В этом фильме, пожалуй, как ни в каком другом, раскрылся дар Лукова экономно строить мизансцену, точно расставлять эмоциональные акценты — ракурсом, микропанорамой, деталью, жестом актера. Повторные просмотры «Двух бойцов» каждый раз рождают у меня восхищение режиссерским аскетизмом сцены «Песня в землянке»... А как мастерски скупо построена сцена «В гостях», сцена на крыше трамвая... Луков умел говорить на экране кратко, сжато и точно.
«Актеры — наши полпреды на экране», — любил повторять Леонид Давыдович, окружая работу с исполнителями тайной, проникнуть в которую удавалось не всем.
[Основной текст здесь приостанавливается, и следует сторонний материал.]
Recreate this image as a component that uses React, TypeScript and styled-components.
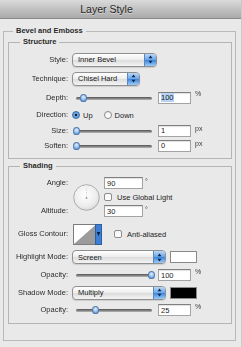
import styled, { createGlobalStyle } from "styled-components";

const GlobalStyle = createGlobalStyle`
  body {
    margin: 0;
    background: #ececec;
    font-family: "Liberation Sans", Arial, sans-serif;
    color: #1e1e1e;
    -webkit-font-smoothing: antialiased;
  }
`;

function Stepper() {
  return (
    <StepperBox>
      <svg width="5" height="9" viewBox="0 0 5 9">
        <path d="M2.5 0.5 L4.5 3.3 L0.5 3.3 Z" fill="#10264a" />
        <path d="M2.5 8.5 L4.5 5.7 L0.5 5.7 Z" fill="#10264a" />
      </svg>
    </StepperBox>
  );
}

function Slider({ value }: { value: number }) {
  return (
    <SliderBox>
      <Track />
      <Thumb style={{ left: `${value * 75}px` }} />
    </SliderBox>
  );
}

function AngleDial() {
  return (
    <svg width="27" height="27" viewBox="0 0 27 27">
      <defs>
        <radialGradient id="dial" cx="45%" cy="40%" r="65%">
          <stop offset="0%" stopColor="#ffffff" />
          <stop offset="70%" stopColor="#ececec" />
          <stop offset="100%" stopColor="#d2d2d2" />
        </radialGradient>
      </defs>
      <circle cx="13.5" cy="13.5" r="12.8" fill="url(#dial)" stroke="#a6a6a6" strokeWidth="0.9" />
      <line x1="13.5" y1="13.5" x2="13.5" y2="4" stroke="#c4c4c4" strokeWidth="0.8" strokeDasharray="1 1.2" />
      <circle cx="13.5" cy="14" r="0.9" fill="#9a9a9a" />
    </svg>
  );
}

function Contour() {
  return (
    <ContourBox>
      <svg width="29" height="21" viewBox="0 0 29 21">
        <rect x="0.5" y="0.5" width="22" height="20" fill="#ffffff" stroke="#7d7d7d" />
        <path d="M1 20 L22.5 1 L22.5 20 Z" fill="#9b9b9b" />
        <rect x="22.5" y="0.5" width="6" height="20" fill="#3d7fd6" stroke="#2d5f9e" />
        <path d="M23.8 8 L27.2 8 L25.5 12 Z" fill="#0c1c36" />
      </svg>
    </ContourBox>
  );
}

export default function App() {
  return (
    <>
      <GlobalStyle />
      <Window>
        <TitleBar>Layer Style</TitleBar>
        <Panel>
          <OuterSet>
            <Legend $ml={5}>Bevel and Emboss</Legend>

            <Group $pb={5}>
              <Legend $ml={11}>Structure</Legend>

              <Row $h={19}>
                <Label>Style:</Label>
                <Select $w={85}>
                  Inner Bevel
                  <Stepper />
                </Select>
              </Row>
              <Row $h={19}>
                <Label>Technique:</Label>
                <Select $w={68}>
                  Chisel Hard
                  <Stepper />
                </Select>
              </Row>
              <Row $h={19}>
                <Label>Depth:</Label>
                <Slider value={0.093} />
                <Field $w={33}>
                  <Selected>100</Selected>
                </Field>
                <Unit>%</Unit>
              </Row>
              <Row $h={16}>
                <Label>Direction:</Label>
                <Radio $on />
                <RadioText>Up</RadioText>
                <Radio $ml={11} />
                <RadioText>Down</RadioText>
              </Row>
              <Row $h={15}>
                <Label>Size:</Label>
                <Slider value={0} />
                <Field $w={33}>1</Field>
                <Unit>px</Unit>
              </Row>
              <Row $h={15}>
                <Label>Soften:</Label>
                <Slider value={0} />
                <Field $w={33}>0</Field>
                <Unit>px</Unit>
              </Row>
            </Group>

            <Group $pb={4} $mt={2}>
              <Legend $ml={11}>Shading</Legend>

              <AngleBlock>
                <LabelColumn>
                  <Label>Angle:</Label>
                  <Label>Altitude:</Label>
                </LabelColumn>
                <DialWrap>
                  <AngleDial />
                </DialWrap>
                <RightColumn>
                  <SubRow>
                    <Field $w={39} $ml={0}>90</Field>
                    <Unit $ml={2}>°</Unit>
                  </SubRow>
                  <SubRow>
                    <Check $ml={0} />
                    <CheckText>Use Global Light</CheckText>
                  </SubRow>
                  <SubRow>
                    <Field $w={39} $ml={0}>30</Field>
                    <Unit $ml={2}>°</Unit>
                  </SubRow>
                </RightColumn>
              </AngleBlock>

              <Row $h={22} $mt={5}>
                <Label>Gloss Contour:</Label>
                <Contour />
                <Check $ml={12} />
                <CheckText>Anti-aliased</CheckText>
              </Row>

              <Row $h={18} $mt={3}>
                <Label>Highlight Mode:</Label>
                <Select $w={94}>
                  Screen
                  <Stepper />
                </Select>
                <Swatch $color="#ffffff" />
              </Row>
              <Row $h={18}>
                <Label>Opacity:</Label>
                <Slider value={1} />
                <Field $w={33}>100</Field>
                <Unit>%</Unit>
              </Row>
              <Row $h={17}>
                <Label>Shadow Mode:</Label>
                <Select $w={94}>
                  Multiply
                  <Stepper />
                </Select>
                <Swatch $color="#000000" />
              </Row>
              <Row $h={18}>
                <Label>Opacity:</Label>
                <Slider value={0.25} />
                <Field $w={33}>25</Field>
                <Unit>%</Unit>
              </Row>
            </Group>
          </OuterSet>
        </Panel>
      </Window>
    </>
  );
}

const Window = styled.div`
  width: 241px;
  height: 347px;
  border-right: 1px solid #c9c9c9;
  background: #e9e9e9;
  overflow: hidden;
`;

const TitleBar = styled.div`
  height: 19px;
  box-sizing: border-box;
  padding-right: 28px;
  display: flex;
  align-items: center;
  justify-content: center;
  font-size: 10.5px;
  color: #262626;
  background: linear-gradient(#dadada, #c4c4c4 45%, #aaaaaa);
  border-bottom: 1px solid #8c8c8c;
  text-shadow: 0 1px 0 rgba(255, 255, 255, 0.45);
`;

const Panel = styled.div`
  padding-top: 7px;
`;

const OuterSet = styled.fieldset`
  margin: 0 5px 0 3px;
  padding: 1px 3px 16px 4px;
  border: 1px solid #b9b9b9;
  min-inline-size: 0;
`;

const Group = styled.fieldset<{ $pb: number; $mt?: number }>`
  margin: ${(p) => p.$mt || 0}px 0 0 0;
  padding: 3px 0 ${(p) => p.$pb}px 0;
  border: 1px solid #b4b4b4;
  min-inline-size: 0;
`;

const Legend = styled.legend<{ $ml: number }>`
  margin-left: ${(p) => p.$ml}px;
  padding: 0 3px;
  font-size: 7.5px;
  font-weight: bold;
  line-height: 10px;
  color: #2a2a2a;
`;

const Row = styled.div<{ $h: number; $mt?: number }>`
  display: flex;
  align-items: center;
  height: ${(p) => p.$h}px;
  margin-top: ${(p) => p.$mt || 0}px;
`;

const Label = styled.div`
  width: 59px;
  margin-right: 4px;
  flex-shrink: 0;
  text-align: right;
  font-size: 7.5px;
  line-height: 14px;
  color: #2b2b2b;
  white-space: nowrap;
  filter: grayscale(1);
`;

const Select = styled.div<{ $w: number }>`
  width: ${(p) => p.$w}px;
  height: 14px;
  box-sizing: border-box;
  padding-left: 5px;
  display: flex;
  align-items: center;
  font-size: 7.5px;
  color: #1a1a1a;
  border: 1px solid #8f8f8f;
  border-radius: 4px;
  overflow: hidden;
  background: linear-gradient(#ffffff, #ececec 50%, #dcdcdc 52%, #f4f4f4);
  box-shadow: 0 1px 1px rgba(0, 0, 0, 0.12);
`;

const StepperBox = styled.div`
  margin-left: auto;
  width: 11px;
  height: 100%;
  display: flex;
  align-items: center;
  justify-content: center;
  border-left: 1px solid #5d86bb;
  background: linear-gradient(#b9d8f8, #6aa6ea 48%, #3c86dd 52%, #9ccbf6);
`;

const SliderBox = styled.div`
  position: relative;
  width: 82px;
  height: 10px;
  margin-left: 1px;
  flex-shrink: 0;
`;

const Track = styled.div`
  position: absolute;
  left: 3px;
  right: 3px;
  top: 4px;
  height: 3px;
  border-radius: 2px;
  background: linear-gradient(#4f4f4f, #8d8d8d 60%, #b5b5b5);
`;

const Thumb = styled.div`
  position: absolute;
  top: 1px;
  width: 7px;
  height: 8px;
  box-sizing: border-box;
  border-radius: 50% 50% 45% 45%;
  border: 1px solid #5a7eab;
  background: radial-gradient(circle at 50% 35%, #e4f1ff, #8fbcef 55%, #4b8bd8);
`;

const Field = styled.div<{ $w: number; $ml?: number }>`
  width: ${(p) => p.$w}px;
  height: 12px;
  box-sizing: border-box;
  margin-left: ${(p) => (p.$ml === undefined ? 3 : p.$ml)}px;
  padding-left: 2px;
  display: flex;
  align-items: center;
  font-size: 7.5px;
  color: #1a1a1a;
  background: #ffffff;
  border: 1px solid #a3a3a3;
  border-top-color: #7f7f7f;
  box-shadow: inset 0 1px 1px rgba(0, 0, 0, 0.12);
`;

const Selected = styled.span`
  background: #b6d3f7;
  line-height: 9px;
`;

const Unit = styled.span<{ $ml?: number }>`
  margin-left: ${(p) => (p.$ml === undefined ? 4 : p.$ml)}px;
  align-self: flex-start;
  margin-top: 2px;
  font-size: 7px;
  color: #3a3a3a;
  filter: grayscale(1);
`;

const Radio = styled.div<{ $on?: boolean; $ml?: number }>`
  width: 8px;
  height: 8px;
  box-sizing: border-box;
  margin-left: ${(p) => p.$ml || 0}px;
  border-radius: 50%;
  border: 1px solid ${(p) => (p.$on ? "#3d6aa3" : "#8a8a8a")};
  background: ${(p) =>
    p.$on
      ? "radial-gradient(circle, #0e1a2c 0 1.3px, #74aee9 1.6px, #3e82d6)"
      : "linear-gradient(#f2f2f2, #ffffff)"};
  flex-shrink: 0;
`;

const RadioText = styled.span`
  margin-left: 3px;
  font-size: 7.5px;
  color: #222;
`;

const AngleBlock = styled.div`
  display: flex;
  height: 42px;
  margin-top: 2px;
`;

const LabelColumn = styled.div`
  display: flex;
  flex-direction: column;
  justify-content: space-between;
`;

const DialWrap = styled.div`
  display: flex;
  align-items: center;
  margin-left: 1px;
  margin-top: 1px;
`;

const RightColumn = styled.div`
  display: flex;
  flex-direction: column;
  margin-left: 4px;
`;

const SubRow = styled.div`
  display: flex;
  align-items: center;
  height: 14px;
`;

const Check = styled.div<{ $ml: number }>`
  width: 8px;
  height: 8px;
  box-sizing: border-box;
  margin-left: ${(p) => p.$ml}px;
  border: 1px solid #8d8d8d;
  border-radius: 2px;
  background: linear-gradient(#f4f4f4, #ffffff);
  flex-shrink: 0;
`;

const CheckText = styled.span`
  margin-left: 5px;
  font-size: 7.5px;
  color: #222;
`;

const ContourBox = styled.div`
  display: flex;
  margin-left: 1px;
`;

const Swatch = styled.div<{ $color: string }>`
  width: 27px;
  height: 12px;
  margin-left: 4px;
  box-sizing: border-box;
  border: 1px solid #8a8a8a;
  background: ${(p) => p.$color};
`;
Работу эту я бы не назвал сотворчеством, которое носило разные и отнюдь не академические формы. То, что происходило на съемочной площадке, было лишь видимой частью айсберга. Совсем по-другому шло посвящение актера в характер. Режиссер, внимательно вглядывавшийся в исполнителя, приспосабливался к его личности, находил способ метко определить чувства и стремления персонажа. Впрочем, он никогда не пользовался терминологией Станиславского, да и вряд ли стройно мог изложить его систему, но талант заразительного, чуткого и глубокого рассказчика и наблюдателя заменял методологическую стройность раскрытия «зерна» роли. Работа с актерами шла не только в кабинете. Луков дружил с ними, духовно сроднялся. Часто рабочий день кончался совместным отдыхом, в котором было не меньше работы над характером, чем в репетиционной комнате.
Помню, как во время проб по картине «Две жизни» (я работал на ней ассистентом режиссера), совпавших с новогодними праздниками, Леонид Давыдович попросил поименно поздравить каждого участвующего в пробах актера. Их было около ста. Режиссерская группа засела за поздравления. «Актер, приходя в группу, должен чувствовать себя желанным человеком», — пояснил Луков свою просьбу. Эффект от поздравлений оказался совершенно неожиданным. Актеры, не привыкшие в кинематографе к такому вниманию, восприняли, за редким исключением, поздравления от группы как извещения об утверждении на роль!